Here is what Kerry gleaned from the interview:
1. Be calm and carry on.
"My heroine is Mrs. Miniver from the 1942 wartime movie," Ban Breathnach says. "She showed grace under pressure during World War II. Nothing in her daily round was too insignificant to become an uplifting source of reflection, revelation, reconnection and renewal, even money worries. She reminded us how to be grateful for the small particulars of our everyday epiphanies." Those might include unread library books to look forward to and choosing beer over wine if you are on a budget.
(Note from Dawn: For those of us in recovery, doesn't matter how cheap that beer is - we can't have it. Replace above with - "look forward to and choosing Tim Horton's over Starbucks." And - we should all be on a budget.)
2. At the end of every day, write down the five things that brought moments of peace or a feeling of plenty.
Sometimes it's when a friend treats you to lunch or the repair bill is less than you imagined.
3. Don't cry over the spilled milk or the spent pennies.
This is especially important if you have overspent around the holidays. "Just wipe it up," she says. "Forgive yourself. Get back on track."
4. Monitor the money you spend daily.
Keep a little pad and write down what you spend each day. If there isn't money for going out to the movies, stay in.
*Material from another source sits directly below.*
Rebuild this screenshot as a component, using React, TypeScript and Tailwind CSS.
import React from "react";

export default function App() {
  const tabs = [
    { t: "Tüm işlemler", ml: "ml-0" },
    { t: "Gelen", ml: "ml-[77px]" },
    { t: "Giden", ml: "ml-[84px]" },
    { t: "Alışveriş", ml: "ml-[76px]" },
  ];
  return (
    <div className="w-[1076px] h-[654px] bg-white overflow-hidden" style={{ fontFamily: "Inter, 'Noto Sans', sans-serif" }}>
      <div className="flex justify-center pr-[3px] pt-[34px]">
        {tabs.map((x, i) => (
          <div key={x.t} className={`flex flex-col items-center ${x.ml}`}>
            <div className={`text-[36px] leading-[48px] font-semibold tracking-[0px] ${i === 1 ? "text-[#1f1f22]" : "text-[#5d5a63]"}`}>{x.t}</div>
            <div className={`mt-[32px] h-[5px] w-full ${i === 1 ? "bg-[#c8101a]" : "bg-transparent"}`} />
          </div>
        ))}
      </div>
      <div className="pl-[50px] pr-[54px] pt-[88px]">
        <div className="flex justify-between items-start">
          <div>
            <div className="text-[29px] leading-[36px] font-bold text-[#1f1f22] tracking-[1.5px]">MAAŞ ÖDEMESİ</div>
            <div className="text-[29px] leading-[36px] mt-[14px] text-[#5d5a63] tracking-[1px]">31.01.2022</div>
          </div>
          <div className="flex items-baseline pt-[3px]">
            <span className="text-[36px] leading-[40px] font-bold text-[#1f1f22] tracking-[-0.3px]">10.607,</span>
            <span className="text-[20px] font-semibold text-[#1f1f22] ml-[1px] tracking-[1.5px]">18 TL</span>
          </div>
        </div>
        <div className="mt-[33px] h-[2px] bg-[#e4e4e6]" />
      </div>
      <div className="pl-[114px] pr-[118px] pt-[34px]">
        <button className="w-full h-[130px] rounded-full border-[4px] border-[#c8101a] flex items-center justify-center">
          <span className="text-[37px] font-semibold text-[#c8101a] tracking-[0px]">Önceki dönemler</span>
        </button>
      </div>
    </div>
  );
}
Know exactly how much money you have and how much you owe. "The amount of money currently in your bank account is a fact," she says. "The amount you spend today is a choice. And the way you reconcile both is through clarity."
5. Bring back grandmother's envelope system.
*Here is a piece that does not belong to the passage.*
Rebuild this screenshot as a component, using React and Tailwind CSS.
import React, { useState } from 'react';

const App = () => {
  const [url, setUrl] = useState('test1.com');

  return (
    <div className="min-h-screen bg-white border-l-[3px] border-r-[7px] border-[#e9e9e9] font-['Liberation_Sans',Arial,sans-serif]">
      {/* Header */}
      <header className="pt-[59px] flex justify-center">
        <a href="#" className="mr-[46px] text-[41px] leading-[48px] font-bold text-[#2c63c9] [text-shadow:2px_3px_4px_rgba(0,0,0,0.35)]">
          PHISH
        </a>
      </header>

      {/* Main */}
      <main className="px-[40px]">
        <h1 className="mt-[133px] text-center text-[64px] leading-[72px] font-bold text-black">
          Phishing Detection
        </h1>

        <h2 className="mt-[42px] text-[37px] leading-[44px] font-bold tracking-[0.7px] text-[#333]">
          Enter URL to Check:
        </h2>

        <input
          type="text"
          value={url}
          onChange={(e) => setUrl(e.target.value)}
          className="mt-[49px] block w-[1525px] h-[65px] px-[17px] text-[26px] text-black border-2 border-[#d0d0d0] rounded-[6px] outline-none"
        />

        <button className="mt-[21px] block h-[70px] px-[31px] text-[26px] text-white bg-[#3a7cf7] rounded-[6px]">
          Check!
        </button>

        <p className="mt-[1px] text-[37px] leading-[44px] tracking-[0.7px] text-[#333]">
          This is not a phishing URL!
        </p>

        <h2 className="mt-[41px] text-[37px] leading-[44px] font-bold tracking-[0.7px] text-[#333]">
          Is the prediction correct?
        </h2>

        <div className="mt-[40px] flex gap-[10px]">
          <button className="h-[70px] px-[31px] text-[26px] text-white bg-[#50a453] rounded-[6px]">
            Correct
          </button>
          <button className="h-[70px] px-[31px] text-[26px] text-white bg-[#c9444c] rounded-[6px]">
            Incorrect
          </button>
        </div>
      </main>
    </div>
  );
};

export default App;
Allocate cash for all spending. It's old-fashioned, but Ban Breathnach says this system really works to get you back on the path to solvency. "Go get a new envelope and mark it, ‛Just for Me,'" she recommends. Take your loose cash and change, put it in the envelope and hold it in your hand. "For those of us learning the way to financial serenity and solvency, the envelope system teaches prudence, patience and perseverance. You can only spend what you have. The tangible feel of those envelopes keeps our impulses in check."
6. Adopt the "Million Dollar Baby" rule.
Protect yourself at all times. That's the advice Clint Eastwood doles out in the Academy Award-winning movie Million Dollar Baby in his role as a trainer for Hillary Swank's character, a thirtysomething waitress who dreams of being a professional boxer. Ban Breathnach advises keeping a separate bank account in your own name. "Have a pin money stash at home," she says. "Pin money stashes grow quickly and will reward you with a growing sense of financial serenity."
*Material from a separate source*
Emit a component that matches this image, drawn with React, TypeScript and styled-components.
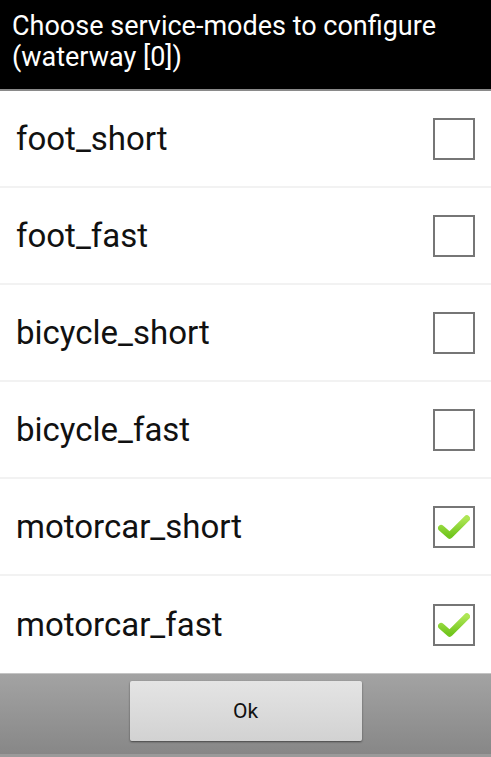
import React from "react";
import styled, { createGlobalStyle } from "styled-components";

const Global = createGlobalStyle`
  html, body { margin: 0; padding: 0; background: #fff; }
  body { font-family: Roboto, "Noto Sans", sans-serif; }
`;

const Screen = styled.div`
  width: 491px;
  height: 757px;
  display: flex;
  flex-direction: column;
  background: #fff;
  overflow: hidden;
`;

const Header = styled.div`
  background: #000;
  color: #fff;
  font-size: 27px;
  line-height: 31px;
  padding: 11px 12px 0 12px;
  box-sizing: border-box;
  border-bottom: 2px solid #8a8a8a;
  height: 91px;
  white-space: nowrap;
`;

const List = styled.div`
  display: flex;
  flex-direction: column;
`;

const Row = styled.div<{ $last?: boolean }>`
  height: 97px;
  box-sizing: border-box;
  display: flex;
  align-items: center;
  justify-content: space-between;
  padding: 0 16px 0 16px;
  border-bottom: ${(p) => (p.$last ? "none" : "2px solid #f2f2f2")};
`;

const Label = styled.span`
  font-size: 33px;
  color: #111;
`;

const Box = styled.div`
  width: 42px;
  height: 42px;
  box-sizing: border-box;
  border: 2px solid #767676;
  display: flex;
  align-items: center;
  justify-content: center;
`;

const Footer = styled.div`
  flex: 1;
  background: linear-gradient(#a3a3a3, #878787);
  border-top: 1px solid #c4c4c4;
  border-bottom: 3px solid #9a9a9a;
  display: flex;
  justify-content: center;
  padding-top: 7px;
  box-sizing: border-box;
`;

const Button = styled.button`
  width: 232px;
  height: 60px;
  background: linear-gradient(#e4e4e4, #d2d2d2);
  border: none;
  border-radius: 2px;
  box-shadow: 0 1px 2px rgba(0, 0, 0, 0.5);
  font-family: Roboto, "Noto Sans", sans-serif;
  font-size: 21px;
  color: #111;
  padding: 0;
`;

const Check = () => (
  <svg width="32" height="28" viewBox="0 0 30 26">
    <defs>
      <linearGradient id="g" x1="0" y1="0" x2="0" y2="1">
        <stop offset="0" stopColor="#aee655" />
        <stop offset="1" stopColor="#72c61e" />
      </linearGradient>
    </defs>
    <path
      d="M3 14 L11 21 L27 5"
      fill="none"
      stroke="url(#g)"
      strokeWidth="6"
      strokeLinecap="round"
      strokeLinejoin="round"
    />
  </svg>
);

const items: [string, boolean][] = [
  ["foot_short", false],
  ["foot_fast", false],
  ["bicycle_short", false],
  ["bicycle_fast", false],
  ["motorcar_short", true],
  ["motorcar_fast", true],
];

export default function App() {
  return (
    <Screen>
      <Global />
      <Header>
        Choose service-modes to configure
        <br />
        (waterway [0])
      </Header>
      <List>
        {items.map(([name, on], i) => (
          <Row key={name} $last={i === items.length - 1}>
            <Label>{name}</Label>
            <Box>{on && <Check />}</Box>
          </Row>
        ))}
      </List>
      <Footer>
        <Button>Ok</Button>
      </Footer>
    </Screen>
  );
}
7. Seek well-spent moments.
Money can't buy a truly well-spent moment. "Keep track of your well-spent moments every day with gratitude," she says, "and you will accumulate a private numbered account of wealth and wisdom the world cannot take away from you."
8. Keep a contentment chest.
Cover an ordinary lidded gift box with beautiful fabric and collect what makes you happy, one clipping at a time. "Our sacred passions and wants become secretive and shameful because we believe we can't afford our dreams now," she says. "So create a holding place. Inside mine is a travel promotion on cardboard about great train journeys I hope to go on someday (for example, the Art Deco Orient Express from London to Venice), letters I've saved, matches from wonderful bars and restaurants."
9. Take a day and don't spend.
See how it feels. You might start to feel itchy. "Thrift is a thrill -- an art to be enjoyed today, making possible contented tomorrows."
10. Learn to live by your own purse.
"There is nothing that I ever bought -- not art or designer clothing -- that feels as good as solvency and having the money for the unexpected," Ban Breathnach says. "Winter does come. We need a coat. It does rain. We need an umbrella."